I want to say something, simply because it’s come recently very strongly to me in my daily life. I had the opportunity to discuss, in recent days, the situation with colleagues from the Democratic Republic of the Congo. As you know, there was a Security Council discussion last week, I think it was. My colleague, [Resident and Humanitarian Coordinator] Bruno Lemarquis was here. And, in all the terrible, terrible tragedies of that country – I grew up there, in fact, myself, many years ago – in all those terrible tragedies, if you want to pick invidiously one, it would be the gender-based violence that is so utterly rampant in parts of the eastern Congo, the displaced people from Ituri. And I don’t want to repeat the statistics and the stories of the daily lives, of the women and girls who are suffering so much from the heedless behavior of those in control of their lives. But it’s a terrible shock, I hope, even to all of us who are used to hearing about shocks and tragedies and horrors. This is beyond, for me, imagining. This is beyond imagining.
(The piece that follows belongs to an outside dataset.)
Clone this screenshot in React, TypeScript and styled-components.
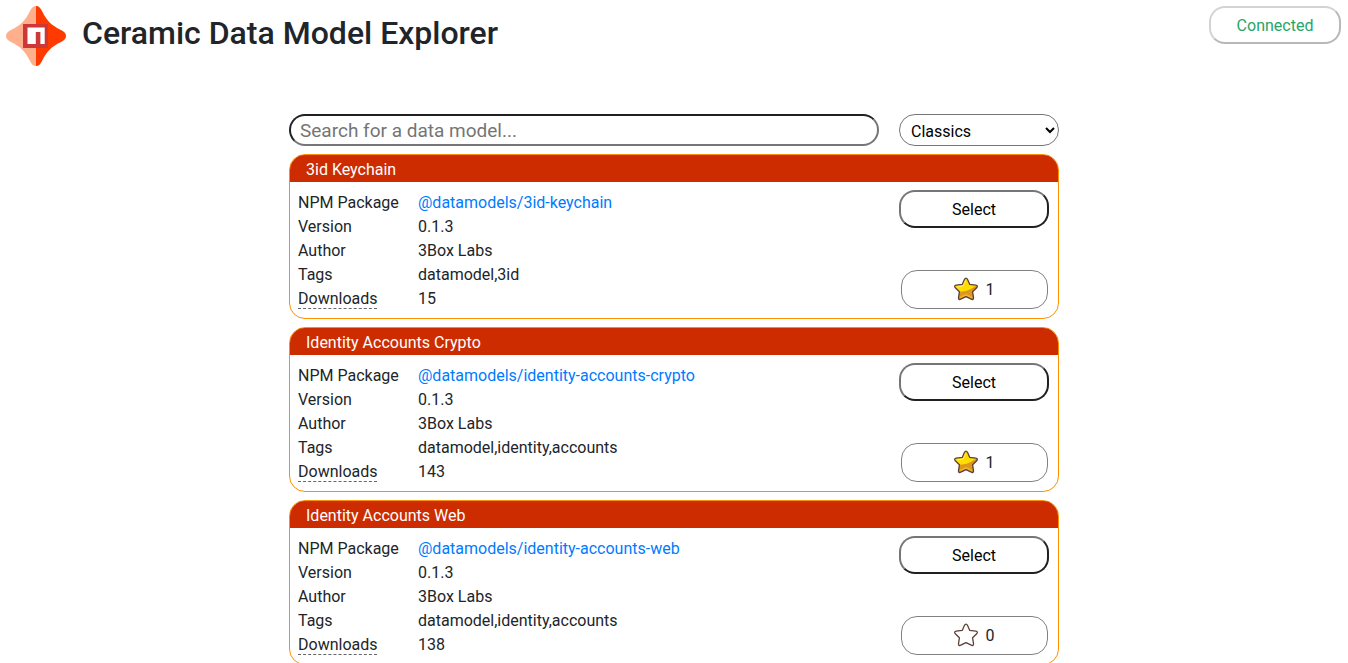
import React, { useState } from "react";
import styled, { createGlobalStyle } from "styled-components";

const GlobalStyle = createGlobalStyle`
  *, *::before, *::after { box-sizing: border-box; }
  html { scrollbar-width: none; }
  body {
    margin: 0;
    background: #fff;
    color: #212529;
    font: 400 16px/24px Roboto, sans-serif;
  }
  button, input, select { font-family: inherit; margin: 0; }
`;

const Header = styled.header`
  display: flex;
  align-items: flex-start;
  padding: 6px 7px 0 6px;
`;

const Title = styled.h1`
  flex: 1;
  margin: 8px 0 0 16px;
  font-size: 32px;
  line-height: 38px;
  font-weight: 500;
`;

const PillButton = styled.button<{ $width: number }>`
  width: ${(p) => p.$width}px;
  height: 38px;
  padding: 2px 0 0;
  border: 2px solid;
  border-color: #767676 #212121 #212121 #767676;
  border-radius: 16px;
  background: #fff;
  color: #000;
  font-size: 16px;
  line-height: 24px;
`;

const ConnectButton = styled(PillButton)`
  border-color: #d3d3d3 #b8b8b8 #b8b8b8 #d3d3d3;
  color: #27a567;
`;

const Main = styled.main`
  max-width: 770px;
  margin: 48px auto 0;
`;

const Filters = styled.form`
  display: flex;
  gap: 20px;
  margin-bottom: 8px;
`;

const SearchInput = styled.input`
  flex: 1;
  min-width: 0;
  height: 32px;
  padding: 0 9px;
  border: 2px solid;
  border-color: #212121 #767676 #767676 #212121;
  border-radius: 16px;
  background: #fff;
  font-size: 19px;
  &::placeholder { color: #757575; }
`;

const CategorySelect = styled.select`
  width: 160px;
  height: 32px;
  padding: 2px 0 0 7px;
  border: 1px solid #767676;
  border-radius: 16px;
  background: #fff;
  color: #000;
  font-size: 16px;
`;

const CardList = styled.div`
  display: flex;
  flex-direction: column;
  gap: 8px;
  padding-bottom: 8px;
`;

const Card = styled.article`
  border: 1px solid #ff9100;
  border-radius: 16px;
  overflow: hidden;
`;

const CardTitle = styled.h2`
  margin: 0;
  padding: 3px 16px 0;
  background: #cc2c00;
  color: #fff;
  font-size: 16px;
  line-height: 24px;
  font-weight: 400;
`;

const CardBody = styled.div`
  display: flex;
  justify-content: space-between;
  padding: 8px 9px 7px 8px;
`;

const Details = styled.dl`
  display: grid;
  grid-template-columns: 120px 1fr;
  margin: 0;
  padding-top: 1px;
`;

const Label = styled.dt`
  font-weight: 400;
`;

const Value = styled.dd`
  margin: 0;
`;

const Hint = styled.span`
  border-bottom: 1px dashed #666;
`;

const PackageLink = styled.a`
  color: #007bff;
  text-decoration: none;
`;

const Actions = styled.div`
  display: flex;
  flex-direction: column;
  align-items: center;
  justify-content: space-between;
  padding-bottom: 2px;
`;

const RateButton = styled.button`
  display: flex;
  align-items: center;
  justify-content: center;
  gap: 8px;
  width: 147px;
  height: 39px;
  padding: 0;
  border: 1px solid #808080;
  border-radius: 16px;
  background: #fff;
  color: #212529;
  font-size: 16px;
  line-height: 24px;
`;

const StarSvg = styled.svg`
  overflow: visible;
`;

const STAR =
  "M12 1.2C12.8 1.2 13.2 1.8 13.6 2.6L15.8 7.4L21.8 8.2C23.6 8.5 23.8 9.7 22.7 10.7L18.6 14.8L19.5 20.6C19.7 22.4 18.6 22.9 17.3 22.2L12 19.6L6.7 22.2C5.4 22.9 4.3 22.4 4.5 20.6L5.4 14.8L1.3 10.7C0.2 9.7 0.4 8.5 2.2 8.2L8.2 7.4L10.4 2.6C10.8 1.8 11.2 1.2 12 1.2Z";

function Star({ filled, id }: { filled: boolean; id: string }) {
  return (
    <StarSvg width="24" height="24" viewBox="0 1 24 24" aria-hidden="true">
      <defs>
        <linearGradient id={`${id}-top`} x1="0" y1="0" x2="0" y2="1">
          <stop offset="0" stopColor="#ffd500" />
          <stop offset="0.6" stopColor="#ffe000" />
          <stop offset="1" stopColor="#f5c211" />
        </linearGradient>
        <clipPath id={`${id}-clip`}>
          <path d={STAR} />
        </clipPath>
      </defs>
      {filled && (
        <g clipPath={`url(#${id}-clip)`}>
          <rect width="24" height="24" fill={`url(#${id}-top)`} />
          <path d="M0 14.5C6 15.5 14 14.5 20 10L24 8V24H0Z" fill="#dc971c" />
          <path d="M3 10L8.8 9L12 3.5" fill="none" stroke="#fff06a" strokeWidth="1" />
          <path d="M6 21L12 18L18 21" fill="none" stroke="#f0b52c" strokeWidth="2" />
        </g>
      )}
      <path d={STAR} fill="none" stroke="#5d4037" strokeWidth="1.3" strokeLinejoin="round" />
    </StarSvg>
  );
}

interface Model {
  id: string;
  title: string;
  version: string;
  author: string;
  tags: string;
  downloads: number;
  stars: number;
}

const MODELS: Model[] = [
  { id: "3id-keychain", title: "3id Keychain", version: "0.1.3", author: "3Box Labs", tags: "datamodel,3id", downloads: 15, stars: 1 },
  { id: "identity-accounts-crypto", title: "Identity Accounts Crypto", version: "0.1.3", author: "3Box Labs", tags: "datamodel,identity,accounts", downloads: 143, stars: 1 },
  { id: "identity-accounts-web", title: "Identity Accounts Web", version: "0.1.3", author: "3Box Labs", tags: "datamodel,identity,accounts", downloads: 138, stars: 0 },
];

function Logo() {
  return (
    <svg width="60" height="60" viewBox="0 0 60 60" role="img" aria-label="Ceramic">
      <path d="M30 0C27 0 25.5 2 24 5C19 15 15 19 5 24C2 25.5 0 27 0 30C0 33 2 34.5 5 36C15 41 19 45 24 55C25.5 58 27 60 30 60Z" fill="#ffaf8c" />
      <path d="M30 0C33 0 34.5 2 36 5C41 15 45 19 55 24C58 25.5 60 27 60 30C60 33 58 34.5 55 36C45 41 41 45 36 55C34.5 58 33 60 30 60Z" fill="#ff3a00" />
      <path d="M17 18H42V42H17Z" fill="#cb3837" />
      <path d="M21.5 21.5H38.7V38H34.4V26H29.8V38H21.5Z" fill="#fff" />
    </svg>
  );
}

function ModelCard({ model }: { model: Model }) {
  return (
    <Card>
      <CardTitle>{model.title}</CardTitle>
      <CardBody>
        <Details>
          <Label>NPM Package</Label>
          <Value>
            <PackageLink href={`#${model.id}`}>@datamodels/{model.id}</PackageLink>
          </Value>
          <Label>Version</Label>
          <Value>{model.version}</Value>
          <Label>Author</Label>
          <Value>{model.author}</Value>
          <Label>Tags</Label>
          <Value>{model.tags}</Value>
          <Label>
            <Hint>Downloads</Hint>
          </Label>
          <Value>{model.downloads}</Value>
        </Details>
        <Actions>
          <PillButton type="button" $width={150}>Select</PillButton>
          <RateButton type="button">
            <Star filled={model.stars > 0} id={`star-${model.id}`} />
            {model.stars}
          </RateButton>
        </Actions>
      </CardBody>
    </Card>
  );
}

export default function App() {
  const [query, setQuery] = useState("");
  const shown = MODELS.filter((m) => m.title.toLowerCase().includes(query.toLowerCase()));
  return (
    <>
      <GlobalStyle />
      <Header>
        <Logo />
        <Title>Ceramic Data Model Explorer</Title>
        <ConnectButton type="button" $width={132}>Connected</ConnectButton>
      </Header>
      <Main>
        <Filters onSubmit={(e) => e.preventDefault()}>
          <SearchInput
            type="text"
            aria-label="Search for a data model"
            placeholder="Search for a data model..."
            value={query}
            onChange={(e) => setQuery(e.target.value)}
          />
          <CategorySelect aria-label="Category" defaultValue="classics">
            <option value="classics">Classics</option>
          </CategorySelect>
        </Filters>
        <CardList>
          {shown.map((m) => (
            <ModelCard key={m.id} model={m} />
          ))}
        </CardList>
      </Main>
    </>
  );
}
I spoke a couple of days ago to Natalia Kanem, [Executive Director of the UN Population Fund (UNFPA)], as well as to Cindy McCain, [Executive Director] of the World Food Programme.
We need to shine a light on this issue because it’s not just the DRC: the Secretary-General spoke about it in the context of Haiti, it’s also in Sudan. But the DRC, for me, epitomizes the appalling nature of man’s inhumanity, mostly to women and girls. I will give you one statistic on this [in] DRC: if the rate of gender-based violence, instances that we know about would continue, and it’s obviously going to be much more than what we actually know about, it would reach an extraordinary 125,000 cases this year. And a “case” is a terrible word, I think you would agree, to be used for what we are looking at.
I want to say a couple of words on Sudan and then something on climate, maybe climate first and ending with Sudan.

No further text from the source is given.